Supplying ample water to the reaction while peeling onions prevents the gas from reaching the eyes. Eye irritation can, therefore, be avoided by cutting onions under running water or submerged in a basin of water. Another way to reduce irritation is by chilling, or by not cutting off the root of the onion (or by doing it last), as the root of the onion has a higher concentration of enzymes. Using a sharp blade to chop onions will limit the cell damage and the release of enzymes that drive the irritation response. Chilling or freezing onions prevents the enzymes from activating, limiting the amount of gas generated. Eye irritation can also be avoided by having a fan blow the gas away from the eyes as the onion is being cut.
It is also possible to avoid eye irritation by wearing goggles or any eye protection that creates a seal around the eye. Contact lens wearers can experience less immediate irritation as a result of the slight protection afforded by the lenses themselves. It may also be that lens wearers are familiar with controlling the more reflexive actions of their eyes with regards to irritation, to prevent blinking, as this is an ability they require when manipulating the lenses.

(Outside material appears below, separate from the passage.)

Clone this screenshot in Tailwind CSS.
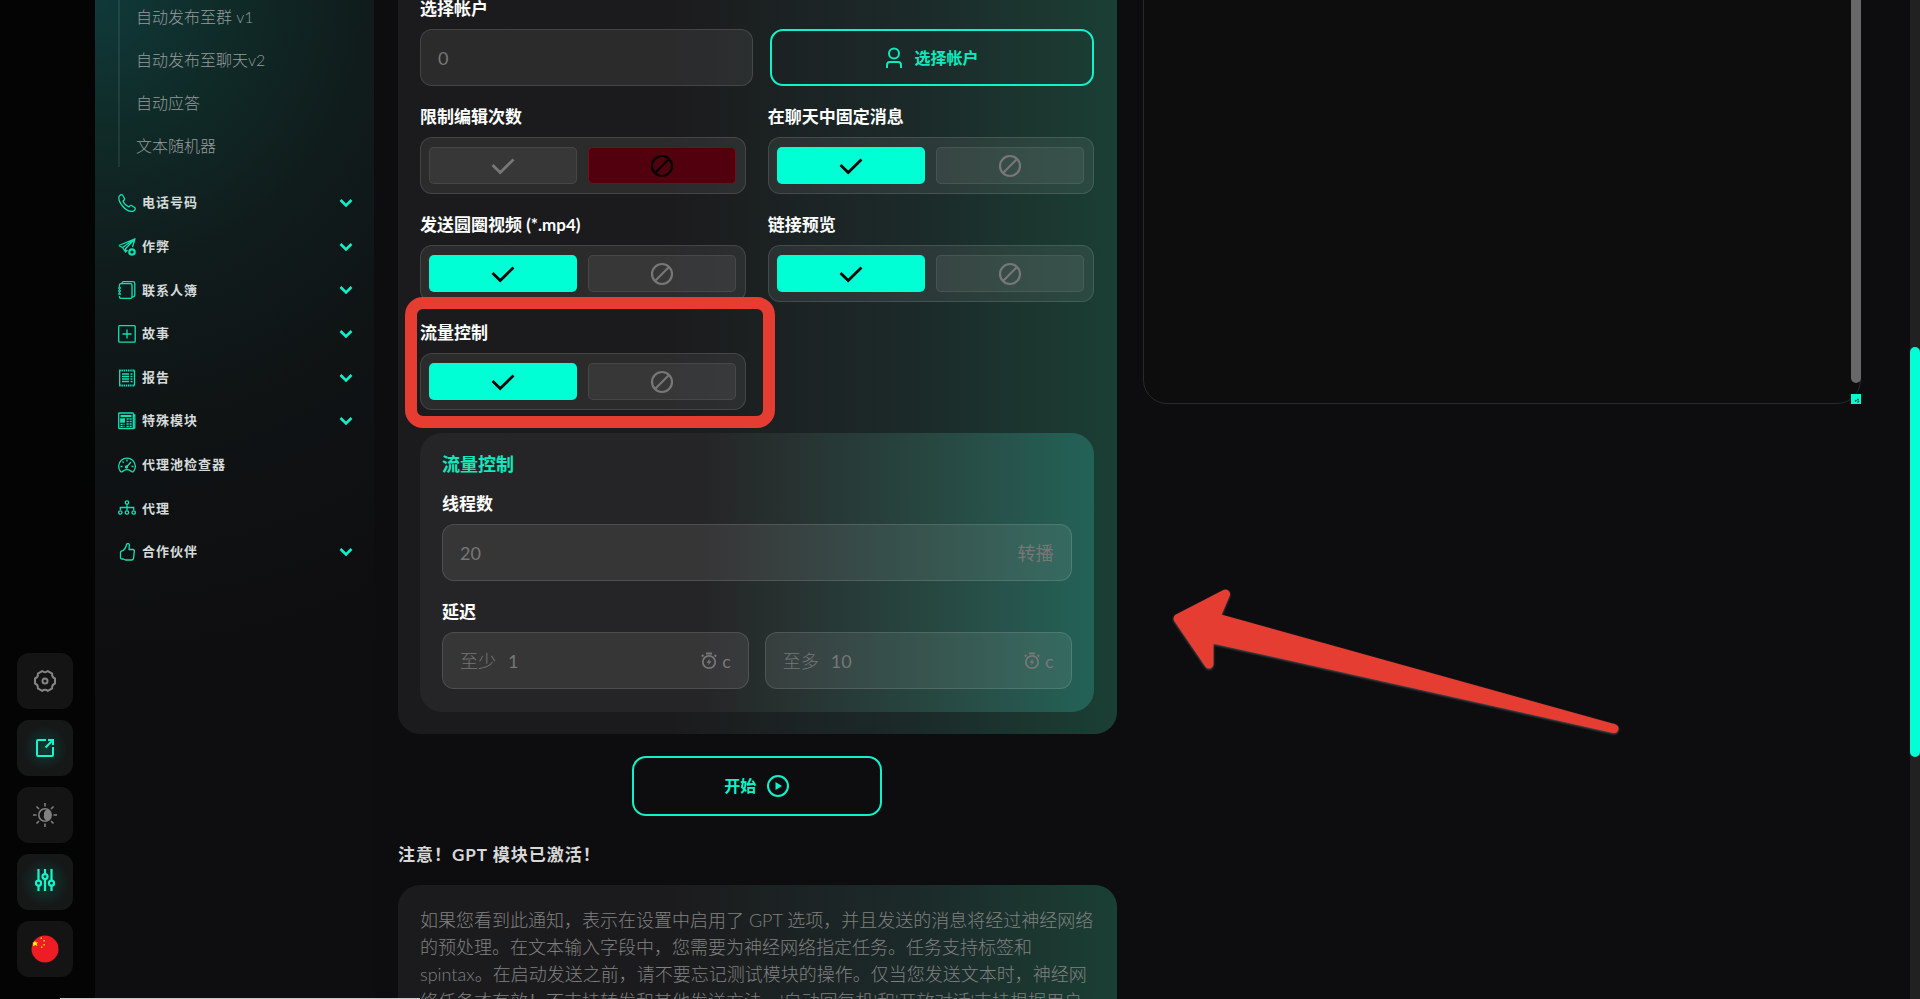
<!doctype html>
<html lang="zh-CN">
  <head>
    <meta charset="UTF-8" />
    <meta name="viewport" content="width=device-width, initial-scale=1.0" />
    <title>自动发布</title>
    <script src="https://cdn.jsdelivr.net/npm/@tailwindcss/browser@4"></script>
  </head>
  <body class="bg-[#0d0d0f] font-[Lato,'Noto_Sans_CJK_SC',sans-serif] text-white">
    <!-- shared icons -->
    <svg class="hidden">
      <symbol id="check" viewBox="0 0 24 24" fill="none" stroke="currentColor" stroke-width="2.800">
        <path d="M1.500 11 9.200 18.500 22.500 5.500" />
      </symbol>
      <symbol id="ban" viewBox="0 0 24 24" fill="none" stroke="currentColor" stroke-width="2.200">
        <circle cx="12" cy="12" r="10" />
        <path d="M5 19 19 5" />
      </symbol>
      <symbol id="chevron" viewBox="0 0 14 10" fill="none" stroke="currentColor" stroke-width="2.600">
        <path d="M1.500 2 7 7.500 12.500 2" />
      </symbol>
      <symbol id="timer" viewBox="0 0 18 18" fill="none" stroke="currentColor" stroke-width="1.800">
        <circle cx="9" cy="10" r="6.200" />
        <path d="M6 1.500h6M1.800 4.500 3.500 3M16.200 4.500 14.500 3" />
        <path d="M9.800 6.500 6.500 10.800h2.300L8.200 13.500l3.300-4.300H9.200z" fill="currentColor" stroke="none" />
      </symbol>
    </svg>

    <div class="relative flex h-screen overflow-hidden">
      <!-- rail -->
      <div class="flex w-[95px] shrink-0 flex-col justify-end gap-[11px] bg-[#040404] pb-[22px] pl-[17px]">
        <button aria-label="设置" class="flex size-14 items-center justify-center rounded-xl bg-[#141414] text-[#858585]">
          <svg class="size-6" viewBox="0 0 24 24" fill="none" stroke="currentColor" stroke-width="2" stroke-linejoin="round">
            <path d="M22 9.500V14.500Q18.500 16 19.200 19.400L14.800 21.900Q12 19.500 9.200 21.900L4.800 19.400Q5.500 16 2 14.500V9.500Q5.500 8 4.800 4.600L9.200 2.100Q12 4.500 14.800 2.100L19.200 4.600Q18.500 8 22 9.500Z" />
            <circle cx="12" cy="12" r="2.500" />
          </svg>
        </button>
        <button aria-label="打开" class="flex size-14 items-center justify-center rounded-xl bg-[#161818] bg-[radial-gradient(circle,#0c3b32,#161818_55%)] text-[#16f5cb]">
          <svg class="size-5" viewBox="0 0 20 20" fill="none" stroke="currentColor" stroke-width="2">
            <path d="M11 2H3Q2 2 2 3V17Q2 18 3 18H17Q18 18 18 17V9M10.500 9.500 17.500 2.500M13 2H18V7" />
          </svg>
        </button>
        <button aria-label="主题" class="flex size-14 items-center justify-center rounded-xl bg-[#141414] text-[#808080]">
          <svg class="size-6" viewBox="0 0 24 24" fill="none" stroke="currentColor" stroke-width="1.600">
            <circle cx="12" cy="12" r="6.200" />
            <path d="M14.500 6.500a6 6 0 0 1 0 11A4 4 0 0 1 11 12a5 5 0 0 1 3.500-5.500z" fill="currentColor" stroke="none" />
            <path d="M12 0v3.500M12 20.500V24M0 12h3.500M20.500 12H24M3.500 3.500 6 6M18 18l2.500 2.500M3.500 20.500 6 18M18 6l2.500-2.500" />
          </svg>
        </button>
        <button aria-label="调节" class="flex size-14 items-center justify-center rounded-xl bg-[#161818] bg-[radial-gradient(circle,#0c3b32,#161818_60%)] pb-1 text-[#16f5cb]">
          <svg class="size-[22px]" viewBox="0 0 22 22" fill="none" stroke="currentColor" stroke-width="2.200">
            <path d="M4.500 0V11.500M4.500 17V22M11 0V5M11 10.500V22M17.500 0V11.500M17.500 17V22" />
            <circle cx="4.500" cy="14.200" r="2.500" />
            <circle cx="11" cy="7.600" r="2.500" />
            <circle cx="17.500" cy="14.200" r="2.500" />
          </svg>
        </button>
        <button aria-label="中文" class="flex size-14 items-center justify-center rounded-xl bg-[#141414]">
          <svg class="size-7" viewBox="0 0 28 28">
            <circle cx="14" cy="14" r="13.500" fill="#ee1c25" />
            <path d="M3.800 5.500 4.800 7.400 7 7.300 5.600 8.900 6.400 11 4.200 10 2 11.200 2.300 8.800 1.500 7.500 3.200 7.500Z" fill="#ff0" />
            <path d="M9.500 2.500h1.500v1.200H9.500zM12.500 5h1.200v1.500h-1.200zM12.500 9h1.200v1.500h-1.200zM10 11.500h1.500v1.200H10z" fill="#ff0" />
          </svg>
        </button>
      </div>

      <!-- sidebar -->
      <nav class="w-[279px] shrink-0 bg-[radial-gradient(circle_at_0_0,#10393a_0,#0f2b28_130px,#101c1c_270px,#0f1314_430px,#0e0d10_700px)] pr-[21px] pl-[23px]">
        <div class="-mt-[5px] flex flex-col border-l-2 border-white/8 pl-[16px] text-base font-light text-[#959b9b]">
          <a href="#" class="flex h-[43px] items-center">自动发布至群 v1</a>
          <a href="#" class="flex h-[43px] items-center">自动发布至聊天v2</a>
          <a href="#" class="flex h-[43px] items-center">自动应答</a>
          <a href="#" class="flex h-[43px] items-center">文本随机器</a>
        </div>
        <div class="mt-5 flex h-[381px] flex-col justify-between text-[13px] font-bold tracking-[1px] text-[#d5dada]">
          <a href="#" class="flex h-8 items-center gap-[6px]">
            <svg class="size-[18px] text-[#14e0b4]" viewBox="0 0 18 18" fill="none" stroke="currentColor" stroke-width="1.300" stroke-linejoin="round">
              <path d="M1 2.500Q2.500 0 4.500 1L6.500 4.500Q6.800 5.800 5 7Q6.500 11 11 12.800Q12.500 11 13.500 11.500L17 13.800Q18 16 14.500 17.500Q9 17.500 4.500 12Q0 6.500 1 2.500Z" />
            </svg>
            电话号码
            <svg class="ml-auto h-[10px] w-[14px] text-[#10f0c8]"><use href="#chevron" /></svg>
          </a>
          <a href="#" class="flex h-8 items-center gap-[6px]">
            <svg class="size-[18px] text-[#14e0b4]" viewBox="0 0 18 18" fill="none" stroke="currentColor" stroke-width="1.300" stroke-linejoin="round">
              <path d="M.8 7.500 17 .8 14.500 9M.8 7.500 4.500 9.500 17 .8 7.500 10.800V14L9.500 12M4.500 9.500 7.500 14" />
              <circle cx="14" cy="14" r="2.700" stroke-width="2.200" />
            </svg>
            作弊
            <svg class="ml-auto h-[10px] w-[14px] text-[#10f0c8]"><use href="#chevron" /></svg>
          </a>
          <a href="#" class="flex h-8 items-center gap-[6px]">
            <svg class="size-[18px] text-[#14e0b4]" viewBox="0 0 18 18" fill="none" stroke="currentColor" stroke-width="1.300">
              <path d="M1.500 5V4Q1.500 2.700 3 2.700H12.500Q14 2.700 14 4V16Q14 17.400 12.500 17.400H3Q1.500 17.400 1.500 16V15M4 2.500Q4 .7 5.500 .7H15Q16.800 .7 16.800 2.500V14Q16.800 15.700 14.500 16" />
              <path d="M0 7h3M0 10h3M0 13h3M1.500 5v1M1.500 8v1M1.500 11v1" />
            </svg>
            联系人簿
            <svg class="ml-auto h-[10px] w-[14px] text-[#10f0c8]"><use href="#chevron" /></svg>
          </a>
          <a href="#" class="flex h-8 items-center gap-[6px]">
            <svg class="size-[18px] text-[#14e0b4]" viewBox="0 0 18 18" fill="none" stroke="currentColor" stroke-width="1.300">
              <rect x=".7" y=".7" width="16.500" height="16.500" rx="1" />
              <path d="M9 4.500v9M4.500 9h9" />
            </svg>
            故事
            <svg class="ml-auto h-[10px] w-[14px] text-[#10f0c8]"><use href="#chevron" /></svg>
          </a>
          <a href="#" class="flex h-8 items-center gap-[6px]">
            <svg class="size-[18px] text-[#14e0b4]" viewBox="0 0 18 18" fill="none" stroke="currentColor" stroke-width="1.300">
              <path d="M1.700 1.500V16.500M16.500 1.500V16.500" />
              <path d="M1.200 1.500H17M1.200 16.500H17" stroke-width="1.800" stroke-dasharray="1.500 .7" />
              <path d="M4 5h7M4 7.500h7M4 10h7M4 12.500h7M12.500 5H14.500M12.500 7.500H14.500M12.500 10H14.500M12.500 12.500H14.500" />
            </svg>
            报告
            <svg class="ml-auto h-[10px] w-[14px] text-[#10f0c8]"><use href="#chevron" /></svg>
          </a>
          <a href="#" class="flex h-8 items-center gap-[6px]">
            <svg class="size-[18px] text-[#14e0b4]" viewBox="0 0 18 18" fill="none" stroke="currentColor" stroke-width="1.300">
              <path d="M.7 1.500Q.7 1 1.500 1H14.500Q15.300 1 15.300 1.500V16.500H1.500Q.7 16.500 .7 15.500ZM15.300 3H16.800V15.500Q16.800 16.500 15.300 16.500" />
              <path d="M2.500 4H13.500" stroke-width="2.200" />
              <path d="M2.800 7h3.500v3h-3.500z" fill="currentColor" />
              <path d="M8.500 7H13.800M8.500 9.500H13.800M8.500 12H13.800M8.500 14.300H13.800M2.500 12.300H6.500M2.500 14.300H6.500" stroke-dasharray="2.200 .8" />
            </svg>
            特殊模块
            <svg class="ml-auto h-[10px] w-[14px] text-[#10f0c8]"><use href="#chevron" /></svg>
          </a>
          <a href="#" class="flex h-8 items-center gap-[6px]">
            <svg class="size-[18px] text-[#14e0b4]" viewBox="0 0 18 18" fill="none" stroke="currentColor" stroke-width="1.300">
              <path d="M2.500 15.500A8.300 8.300 0 1 1 15.500 15.500Q14 16.500 12.500 14.800Q9 12.500 5.500 14.800Q4 16.500 2.500 15.500Z" />
              <path d="M8 11.500 13 6M9 3.500v2M4.500 5.500l1.200 1.200M2.500 10.500h2M13.500 10.500h2" />
              <circle cx="8.500" cy="11" r="1" />
            </svg>
            代理池检查器
          </a>
          <a href="#" class="flex h-8 items-center gap-[6px]">
            <svg class="size-[18px] text-[#14e0b4]" viewBox="0 0 18 18" fill="none" stroke="currentColor" stroke-width="1.300">
              <circle cx="9" cy="3.500" r="1.700" />
              <path d="M9 5.200V11.500M2.300 11V8.500H15.700V11" />
              <circle cx="2.300" cy="13.500" r="1.700" />
              <circle cx="9" cy="13.500" r="1.700" />
              <circle cx="15.700" cy="13.500" r="1.700" />
            </svg>
            代理
          </a>
          <a href="#" class="flex h-8 items-center gap-[6px]">
            <svg class="size-[18px] text-[#14e0b4]" viewBox="0 0 18 18" fill="none" stroke="currentColor" stroke-width="1.300" stroke-linejoin="round">
              <path d="M2.500 9.500Q2.500 8 4 8Q7.500 6.500 8.500 1.500Q9 .3 10.300 .7Q11.800 1.200 11.300 3L11 6.500H15Q16.800 7 16.200 9L15.500 15.500Q15 17 13.500 17H7.500L5.500 16H4Q2.500 16 2.500 14.500Z" />
            </svg>
            合作伙伴
            <svg class="ml-auto h-[10px] w-[14px] text-[#10f0c8]"><use href="#chevron" /></svg>
          </a>
        </div>
      </nav>

      <main class="relative grid flex-1 grid-cols-2 items-start gap-[26px] pr-[49px] pl-6">
        <div class="min-w-0">
          <form class="-mt-1 rounded-b-[22px] bg-linear-to-r from-[#1b1b1d] from-38% via-[#1b2a29] via-72% to-[#1a3f34] pr-[23px] pb-[22px] pl-[22px]">
            <div class="grid grid-cols-2 gap-x-[22px] gap-y-[18px]">
              <div class="col-span-2">
                <label for="accounts" class="mb-2 block text-[17px] leading-[25px] font-bold">选择帐户</label>
                <div class="grid grid-cols-[333fr_324fr] gap-[17px]">
                  <input id="accounts" placeholder="0" class="h-[57px] min-w-0 rounded-xl border border-white/12 bg-white/7 px-[17px] text-lg placeholder:text-[#777]" />
                  <button type="button" class="flex h-[57px] items-center justify-center gap-3 rounded-[13px] border-2 border-[#10f3ca] text-base font-bold text-[#10e8bd]">
                    <svg class="h-[22px] w-[18px]" viewBox="0 0 18 22" fill="none" stroke="currentColor" stroke-width="2">
                      <circle cx="9" cy="6.500" r="5" />
                      <path d="M2 21V18Q2 15 5 15H13Q16 15 16 18V21" />
                    </svg>
                    选择帐户
                  </button>
                </div>
              </div>

              <fieldset class="min-w-0">
                <legend class="mb-2 text-[17px] leading-[25px] font-bold">限制编辑次数</legend>
                <div class="flex gap-[11px] rounded-xl border border-white/12 bg-white/7 py-[9px] pr-[9px] pl-2">
                  <label class="relative flex h-[37px] flex-1 items-center justify-center rounded-[5px] border border-white/8 bg-white/6 text-[#777] has-checked:border-transparent has-checked:bg-[#00ffd5] has-checked:text-black">
                    <input type="radio" name="edits" aria-label="是" class="sr-only" />
                    <svg class="size-6"><use href="#check" /></svg>
                  </label>
                  <label class="relative flex h-[37px] flex-1 items-center justify-center rounded-[5px] border border-white/8 bg-white/6 text-[#777] has-checked:border-[#70101c] has-checked:bg-[#52000d] has-checked:text-black">
                    <input type="radio" name="edits" aria-label="否" class="sr-only" checked />
                    <svg class="size-6"><use href="#ban" /></svg>
                  </label>
                </div>
              </fieldset>
              <fieldset class="min-w-0">
                <legend class="mb-2 text-[17px] leading-[25px] font-bold">在聊天中固定消息</legend>
                <div class="flex gap-[11px] rounded-xl border border-white/12 bg-white/7 py-[9px] pr-[9px] pl-2">
                  <label class="relative flex h-[37px] flex-1 items-center justify-center rounded-[5px] border border-white/8 bg-white/6 text-[#777] has-checked:border-transparent has-checked:bg-[#00ffd5] has-checked:text-black">
                    <input type="radio" name="pin" aria-label="是" class="sr-only" checked />
                    <svg class="size-6"><use href="#check" /></svg>
                  </label>
                  <label class="relative flex h-[37px] flex-1 items-center justify-center rounded-[5px] border border-white/8 bg-white/6 text-[#777] has-checked:border-[#70101c] has-checked:bg-[#52000d] has-checked:text-black">
                    <input type="radio" name="pin" aria-label="否" class="sr-only" />
                    <svg class="size-6"><use href="#ban" /></svg>
                  </label>
                </div>
              </fieldset>

              <fieldset class="min-w-0">
                <legend class="mb-2 text-[17px] leading-[25px] font-bold">发送圆圈视频 (*.mp4)</legend>
                <div class="flex gap-[11px] rounded-xl border border-white/12 bg-white/7 py-[9px] pr-[9px] pl-2">
                  <label class="relative flex h-[37px] flex-1 items-center justify-center rounded-[5px] border border-white/8 bg-white/6 text-[#777] has-checked:border-transparent has-checked:bg-[#00ffd5] has-checked:text-black">
                    <input type="radio" name="round" aria-label="是" class="sr-only" checked />
                    <svg class="size-6"><use href="#check" /></svg>
                  </label>
                  <label class="relative flex h-[37px] flex-1 items-center justify-center rounded-[5px] border border-white/8 bg-white/6 text-[#777] has-checked:border-[#70101c] has-checked:bg-[#52000d] has-checked:text-black">
                    <input type="radio" name="round" aria-label="否" class="sr-only" />
                    <svg class="size-6"><use href="#ban" /></svg>
                  </label>
                </div>
              </fieldset>
              <fieldset class="min-w-0">
                <legend class="mb-2 text-[17px] leading-[25px] font-bold">链接预览</legend>
                <div class="flex gap-[11px] rounded-xl border border-white/12 bg-white/7 py-[9px] pr-[9px] pl-2">
                  <label class="relative flex h-[37px] flex-1 items-center justify-center rounded-[5px] border border-white/8 bg-white/6 text-[#777] has-checked:border-transparent has-checked:bg-[#00ffd5] has-checked:text-black">
                    <input type="radio" name="preview" aria-label="是" class="sr-only" checked />
                    <svg class="size-6"><use href="#check" /></svg>
                  </label>
                  <label class="relative flex h-[37px] flex-1 items-center justify-center rounded-[5px] border border-white/8 bg-white/6 text-[#777] has-checked:border-[#70101c] has-checked:bg-[#52000d] has-checked:text-black">
                    <input type="radio" name="preview" aria-label="否" class="sr-only" />
                    <svg class="size-6"><use href="#ban" /></svg>
                  </label>
                </div>
              </fieldset>

              <div class="relative">
                <fieldset class="min-w-0">
                  <legend class="mb-2 text-[17px] leading-[25px] font-bold">流量控制</legend>
                  <div class="flex gap-[11px] rounded-xl border border-white/12 bg-white/7 py-[9px] pr-[9px] pl-2">
                    <label class="relative flex h-[37px] flex-1 items-center justify-center rounded-[5px] border border-white/8 bg-white/6 text-[#777] has-checked:border-transparent has-checked:bg-[#00ffd5] has-checked:text-black">
                      <input type="radio" name="flow" aria-label="是" class="sr-only" checked />
                      <svg class="size-6"><use href="#check" /></svg>
                    </label>
                    <label class="relative flex h-[37px] flex-1 items-center justify-center rounded-[5px] border border-white/8 bg-white/6 text-[#777] has-checked:border-[#70101c] has-checked:bg-[#52000d] has-checked:text-black">
                      <input type="radio" name="flow" aria-label="否" class="sr-only" />
                      <svg class="size-6"><use href="#ban" /></svg>
                    </label>
                  </div>
                </fieldset>
                <!-- highlight frame -->
                <div class="pointer-events-none absolute -top-[23px] -right-[29px] -bottom-[18px] -left-[15px] rounded-[18px] border-12 border-[#e63d32]"></div>
              </div>
            </div>

            <section class="mt-[23px] rounded-[22px] bg-linear-to-r from-[#252527] from-42% via-[#27413c] via-70% to-[#236257] px-[22px] pt-[22px] pb-[23px]">
              <h2 class="text-lg leading-[18px] font-bold text-[#10e8bd]">流量控制</h2>
              <label for="threads" class="mt-[18px] mb-2 block text-[17px] leading-[25px] font-bold">线程数</label>
              <div class="flex h-[57px] items-center rounded-xl border border-white/12 bg-white/8 px-[17px] text-lg text-[#777]">
                <input id="threads" placeholder="20" class="min-w-0 flex-1 placeholder:text-[#777]" />
                <span>转播</span>
              </div>
              <label for="delay-min" class="mt-[18px] mb-2 block text-[17px] leading-[25px] font-bold">延迟</label>
              <div class="grid grid-cols-2 gap-4">
                <div class="flex h-[57px] items-center rounded-xl border border-white/12 bg-white/8 px-[17px] text-lg text-[#777]">
                  <span class="mr-3 font-light">至少</span>
                  <input id="delay-min" placeholder="1" class="min-w-0 flex-1 placeholder:text-[#777]" />
                  <svg class="mr-1 size-[18px]"><use href="#timer" /></svg>
                  <span>c</span>
                </div>
                <div class="flex h-[57px] items-center rounded-xl border border-white/12 bg-white/8 px-[17px] text-lg text-[#777]">
                  <span class="mr-3 font-light">至多</span>
                  <input aria-label="至多" placeholder="10" class="min-w-0 flex-1 placeholder:text-[#777]" />
                  <svg class="mr-1 size-[18px]"><use href="#timer" /></svg>
                  <span>c</span>
                </div>
              </div>
            </section>
          </form>

          <button class="mx-auto mt-[22px] flex h-[60px] w-[250px] items-center justify-center gap-[10px] rounded-[14px] border-2 border-[#10f3ca] text-base font-bold text-[#10f3ca]">
            开始
            <svg class="size-6" viewBox="0 0 24 24" fill="none" stroke="currentColor" stroke-width="2">
              <circle cx="12" cy="12" r="10" />
              <path d="M9.500 8v8l6.500-4z" fill="currentColor" stroke="none" />
            </svg>
          </button>

          <h3 class="mt-[27px] text-[17px] leading-6 font-bold tracking-[1px] text-[#d8d8d8]">注意！GPT 模块已激活！</h3>
          <p class="mt-[18px] rounded-[22px] bg-linear-to-r from-[#1b1b1d] from-38% via-[#1b2a29] via-72% to-[#1a3f34] p-[22px] text-lg leading-[27px] font-light text-[#808080]">
            如果您看到此通知，表示在设置中启用了 GPT 选项，并且发送的消息将经过神经网络的预处理。在文本输入字段中，您需要为神经网络指定任务。任务支持标签和 spintax。在启动发送之前，请不要忘记测试模块的操作。仅当您发送文本时，神经网络任务才有效！不支持转发和其他发送方法。'自动回复机'和'开放对话'支持根据用户消息生成回复。
          </p>
        </div>

        <div class="relative -mt-1">
          <textarea aria-label="日志" class="block h-[408px] w-full resize-none rounded-b-3xl border border-[#292929] bg-[#0d0d0d]"></textarea>
          <div class="absolute top-0 right-0 h-[387px] w-[10px] rounded-b-full bg-[#686868]"></div>
          <svg class="absolute right-0 bottom-0 size-[10px] bg-[#00ffd5]" viewBox="0 0 10 10" fill="none" stroke="#0b5a4d" stroke-width="1.500">
            <path d="M4 7.500 5.500 6M6.500 8.500 8 7M6 5.500h2" />
          </svg>
        </div>

        <!-- pointer arrow -->
        <svg class="pointer-events-none absolute top-[585px] left-[796px] h-[154px] w-[454px] drop-shadow-[0_1px_1px_#555]" viewBox="1170 584 454 154">
          <path d="M1178 617.500 1225.500 593 1215.500 616.500 1614 727.500 1209 637 1209 663Z" fill="#e63d32" stroke="#e63d32" stroke-width="9" stroke-linejoin="round" />
        </svg>
      </main>

      <!-- page scrollbar -->
      <div class="w-[10px] shrink-0 bg-[#212121] pt-[347px]">
        <div class="h-[410px] rounded-full bg-[#00ffd5]"></div>
      </div>
      <div class="absolute bottom-0 left-[60px] h-px w-[360px] bg-[#c8c8c8]"></div>
    </div>
  </body>
</html>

The amount of sulfenic acids and LF released, and the irritation effect, differs among Allium species. On January 31, 2008, the New Zealand Crop and Food institute created a strain of "no tears" onions by using gene-silencing biotechnology to prevent synthesis by the onions of the lachrymatory factor synthase enzyme.
Storage
Green onion and leeks are optimally stored refrigerated. Cooking onions and sweet onions, on the other hand, can be stored at room temperature, optimally in a single layer, in mesh bag in a dry, cool, dark, well ventilated location. In this environment, cooking onions have a shelf life of 3 to 4 weeks, and sweet onions 1 to 2 weeks. Cooking onions will absorb odours from apples and pears. Also, they draw moisture from vegetables they are stored with which may cause them to decay. Sweet onions have a greater water and sugar content than cooking onions. This makes them sweeter and milder tasting, but also reduces their shelf life. Sweet onions can also be stored refrigerated, where they have a shelf life of approximately 1 month, optimally uncovered. Irrespective of type, any cut pieces of onion are optimally tightly wrapped, stored away from other produce, and used within 2 to 3 days.